The MCAR model (function call mcar()) is an extension of the CAR model: whereas the CAR model can only smooth over spatial regions, the MCAR model can smooth over spatial regions and sociodemographic groups. The MCAR model is ideal for datasets that include multiple sociodemographic groups. A restricted MCAR (RMCAR) model is currently under development and will be implemented in RSTr once its methodology is finalized.

The MSTCAR model

The MSTCAR model (function call mstcar()) is an extension of the MCAR model, allowing for smoothing over spatial regions, sociodemographic groups, and time periods. The MSTCAR model is ideal for investigating trends in rate estimates over a specified time period.

Arguments of the *car() function

All *car() functions provide several arguments:

• name: The name of the folder your model information lives in;

• data: The list object containing the event Y and population n data. For more information on data setup, read vignette("RSTr-event");

• adjacency: The adjacency structure for your event and population data. For more information on adjacency structure setup, read vignette("RSTr-adjacency");

• dir: The directory where the model folder lives. By default, this saves into your temporary directory, so the model information will be lost after the R session ends. Should you want to save your model to be analyzed at a later date or ensure that your samples are intact if R crashes during runtime, specify a different directory;

• seed: Allows the user to specify the random seed used for replication purposes;

• perc_ci: A number between 0 and 1 which specifies the desired credible interval to use when calculating the relative precision of estimates. By default, set to 0.95;

• iterations: The number of iterations to run the model for;

• show_plots: If set to FALSE, hides traceplots during model execution;

• verbose: If set to FALSE, hides the progress bar and messages in the console;

• ignore_checks: If set to TRUE, skips model validation;

• method: Chooses whether the event data is either Binomial ("binomial") or Poisson ("poisson") distributed.
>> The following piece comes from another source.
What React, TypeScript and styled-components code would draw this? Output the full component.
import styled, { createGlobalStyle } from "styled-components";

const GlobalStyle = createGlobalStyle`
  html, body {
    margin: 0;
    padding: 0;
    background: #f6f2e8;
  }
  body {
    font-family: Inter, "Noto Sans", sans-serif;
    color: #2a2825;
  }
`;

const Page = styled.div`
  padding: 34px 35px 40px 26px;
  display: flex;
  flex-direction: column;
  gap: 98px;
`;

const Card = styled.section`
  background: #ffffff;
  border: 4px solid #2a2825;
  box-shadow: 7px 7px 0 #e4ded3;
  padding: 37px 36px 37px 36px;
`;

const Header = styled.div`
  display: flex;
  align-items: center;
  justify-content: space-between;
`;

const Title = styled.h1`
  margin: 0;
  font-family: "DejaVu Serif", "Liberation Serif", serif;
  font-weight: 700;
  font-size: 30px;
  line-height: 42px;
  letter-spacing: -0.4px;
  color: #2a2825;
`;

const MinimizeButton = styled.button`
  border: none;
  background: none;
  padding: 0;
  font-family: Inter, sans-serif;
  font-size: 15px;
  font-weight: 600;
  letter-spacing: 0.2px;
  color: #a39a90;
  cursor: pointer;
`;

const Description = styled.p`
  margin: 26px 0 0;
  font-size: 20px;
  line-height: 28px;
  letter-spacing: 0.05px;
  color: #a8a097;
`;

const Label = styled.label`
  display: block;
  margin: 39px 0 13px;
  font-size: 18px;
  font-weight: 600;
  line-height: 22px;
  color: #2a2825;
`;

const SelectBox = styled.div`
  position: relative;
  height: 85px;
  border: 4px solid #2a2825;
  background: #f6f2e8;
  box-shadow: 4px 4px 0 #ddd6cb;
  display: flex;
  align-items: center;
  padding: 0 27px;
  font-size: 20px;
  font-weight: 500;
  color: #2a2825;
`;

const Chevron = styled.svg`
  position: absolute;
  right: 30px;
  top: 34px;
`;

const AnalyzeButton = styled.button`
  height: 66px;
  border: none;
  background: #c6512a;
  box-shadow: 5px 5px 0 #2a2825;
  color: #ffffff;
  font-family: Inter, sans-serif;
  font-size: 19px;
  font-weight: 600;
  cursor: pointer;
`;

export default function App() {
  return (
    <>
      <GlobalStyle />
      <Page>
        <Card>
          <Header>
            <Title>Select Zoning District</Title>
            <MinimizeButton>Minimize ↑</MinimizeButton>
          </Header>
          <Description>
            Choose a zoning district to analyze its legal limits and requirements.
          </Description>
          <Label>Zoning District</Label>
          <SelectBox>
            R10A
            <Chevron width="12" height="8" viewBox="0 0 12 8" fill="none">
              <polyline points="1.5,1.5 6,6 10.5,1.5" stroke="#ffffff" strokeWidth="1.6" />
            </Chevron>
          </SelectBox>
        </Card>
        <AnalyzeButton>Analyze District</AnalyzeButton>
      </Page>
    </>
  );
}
By default, RSTr uses Binomial updates for event data;

• impute_lb: Specifies a lower bound for imputed data for event information that is missing or suppressed;

• impute_ub: Specifies an upper bound for imputed data for event information that is missing or suppressed;

• inits: This is a list of initial values for each parameter. This can be specified by the user or generated by default. For more information on specification of inits, see vignette("RSTr-initialvalues"); and

• priors: This is a list of all prior information for each parameter. This can be specified by the user or generated by default. For more information on specification of priors, see vignette("RSTr-priors").

Most of these arguments are not needed, as the model has defaults for many of them. rcar() and mstcar() have additional arguments only used by them:

• A: In the RCAR model, describes the limit of the smoothing intensity between regions;

• m0: In the RCAR model, specifies the baseline neighbor count; and

• update_rho: In the MSTCAR model, allows for updates of the temporal correlation parameter rho. By default, RSTr does not update rho.
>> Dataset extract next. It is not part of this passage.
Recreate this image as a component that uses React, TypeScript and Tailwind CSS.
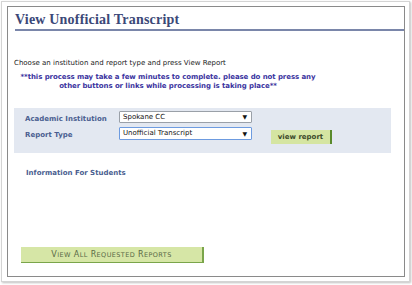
export default function App() {
  const verdana = { fontFamily: '"DejaVu Sans", Verdana, sans-serif' };
  return (
    <div className="w-[412px] h-[285px] bg-white pt-px pl-px">
      <div className="w-[409px] h-[281px] border border-[#d4d4d4] shadow-[1px_1px_2px_rgba(0,0,0,0.25)] pl-[5px] pt-[4px]">
        <div className="w-[398px] h-[271px] border border-[#8a8a8a] bg-white" style={verdana}>
          {/* Header */}
          <div className="ml-[7px] mt-[4px] pb-[1px] border-b-2 border-[#7a86aa]">
            <h1 className="text-[14px] leading-[17px] font-bold text-[#3b4878] font-['Liberation_Serif',serif] tracking-[0.2px]">
              View Unofficial Transcript
            </h1>
          </div>

          <p className="ml-[6px] mt-[28px] text-[7px] leading-[9px] text-[#222]">
            Choose an institution and report type and press View Report
          </p>
          <p className="ml-[10px] w-[300px] mt-[5px] text-[7px] leading-[9px] font-bold text-[#3b34a0] text-center whitespace-nowrap tracking-[-0.08px]">
            **this process may take a few minutes to complete. please do not press any
            <br />
            other buttons or links while processing is taking place**
          </p>

          {/* Selection panel */}
          <div className="ml-[6px] mt-[17px] w-[377px] h-[45px] bg-[#e3e8f1] pl-[11px] pt-[3px] flex">
            <div className="flex flex-col gap-[5px] pt-[3px] w-[94px]">
              <span className="text-[7px] leading-[11px] font-bold text-[#4a5e90]">Academic Institution</span>
              <span className="text-[7px] leading-[11px] font-bold text-[#4a5e90]">Report Type</span>
            </div>
            <div className="flex flex-col gap-[4px]">
              <div className="w-[133px] h-[12px] bg-white border border-[#9aa0a8] rounded-[1px] flex items-center justify-between pl-[3px] pr-[4px]">
                <span className="text-[7px] leading-none text-[#111]">Spokane CC</span>
                <span className="text-[6px] leading-none text-[#111]">▼</span>
              </div>
              <div className="w-[133px] h-[13px] bg-white border border-[#6d9be0] rounded-[1px] flex items-center justify-between pl-[3px] pr-[4px]">
                <span className="text-[7px] leading-none text-[#111]">Unofficial Transcript</span>
                <span className="text-[6px] leading-none text-[#111]">▼</span>
              </div>
            </div>
            <div className="ml-[19px] mt-[19px]">
              <div className="w-[61px] h-[14px] bg-[#d5e5a2] border-r-2 border-[#5a8a2c] flex items-center justify-center text-[7px] font-bold text-[#3c4a2a]">
                view report
              </div>
            </div>
          </div>

          <p className="ml-[18px] mt-[16px] text-[7px] leading-[9px] font-bold text-[#4a5e90]">
            Information For Students
          </p>

          <div className="ml-[13px] mt-[69px] w-[183px] h-[16px] bg-[#d6e6a6] border-r-2 border-b border-[#7aa54a] flex items-center justify-center">
            <span className="text-[8px] uppercase tracking-[0.4px] text-[#5a6a46]">
              V<span className="text-[6.5px]">iew</span> A<span className="text-[6.5px]">ll</span> R<span className="text-[6.5px]">equested</span> R<span className="text-[6.5px]">eports</span>
            </span>
          </div>
        </div>
      </div>
    </div>
  );
}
If you run into errors when trying to initialize your model, read vignette("RSTr-troubleshoot"). Below, we will go into detail regarding what each argument does specifically and what to keep in mind when setting these values.

The inits argument

inits is a list specifying the starting values for parameters in the model. Details around the initial value parameters can be found in vignette("RSTr-initialvalues").

The priors argument

priors behaves similar to inits, except that it contains all information related to parameter priors. Details around the initial value parameters can be found in vignette("RSTr-priors").

The method argument

method offers two values: "binomial" and "poisson". These values determine how the data is transformed and how the lambda Metropolis update is performed: "binomial" treats the event data as Binomial-distributed and "poisson" treats the event data as Poisson-distributed. Depending on your use case, you’ll want to choose between the two: for example, if you are working with very small mortality rates, "poisson" will work well, but if you are working with birth rates, for example, then "binomial" will work better. Note that "binomial" works in most general use cases and "poisson" only works well for datasets with small rates under approximately 1%.

m0 and A

m0 and A are two components that determine the intensity of the smoothing of Restricted CAR models. m0 should be a positive scalar, and the size of A is dependent on the group/time structure of your data: A will be a positive scalar for region-only models, a vector of size n_group for region-group models, and a matrix of size n_group x n_time for region-group-time models. Note, however, that these informativeness restriction measures are currently only developed for the CAR model, and restrictions for more complex models will be added to the RSTr package as their respective methods are developed.

The update_rho argument

In the MSTCAR model, update_rho is a logical that specifies whether to calculate estimates for the temporal correlation rho. By default, it is set to FALSE. In empirical testing, this estimate was found to not be very sensitive to changes when specified prudently and also increases runtime by an order of magnitude due to its complexity.

The seed argument

Because of the stochastic nature of Bayesian inference and the inherent instability of the MSTCAR model, replicability is extremely important. seed allows the user to specify a seed for generating similar estimates.

The ignore_checks argument

As development continues on RSTr, there are occasions where the checks performed on the inputs of *car() throw an error, even though you may be certain that all of your inputs are behaving as expected. To override the checks, you can use the ignore_checks argument. Set this to TRUE to skip this step.

Closing Thoughts

Initialization is one of the most important steps of running the model, as it’s where virtually all choices regarding the model are made. In this vignette, we explored each available type of CAR model in RSTr, the arguments of the *car() functions, and how to appropriately choose values for each argument.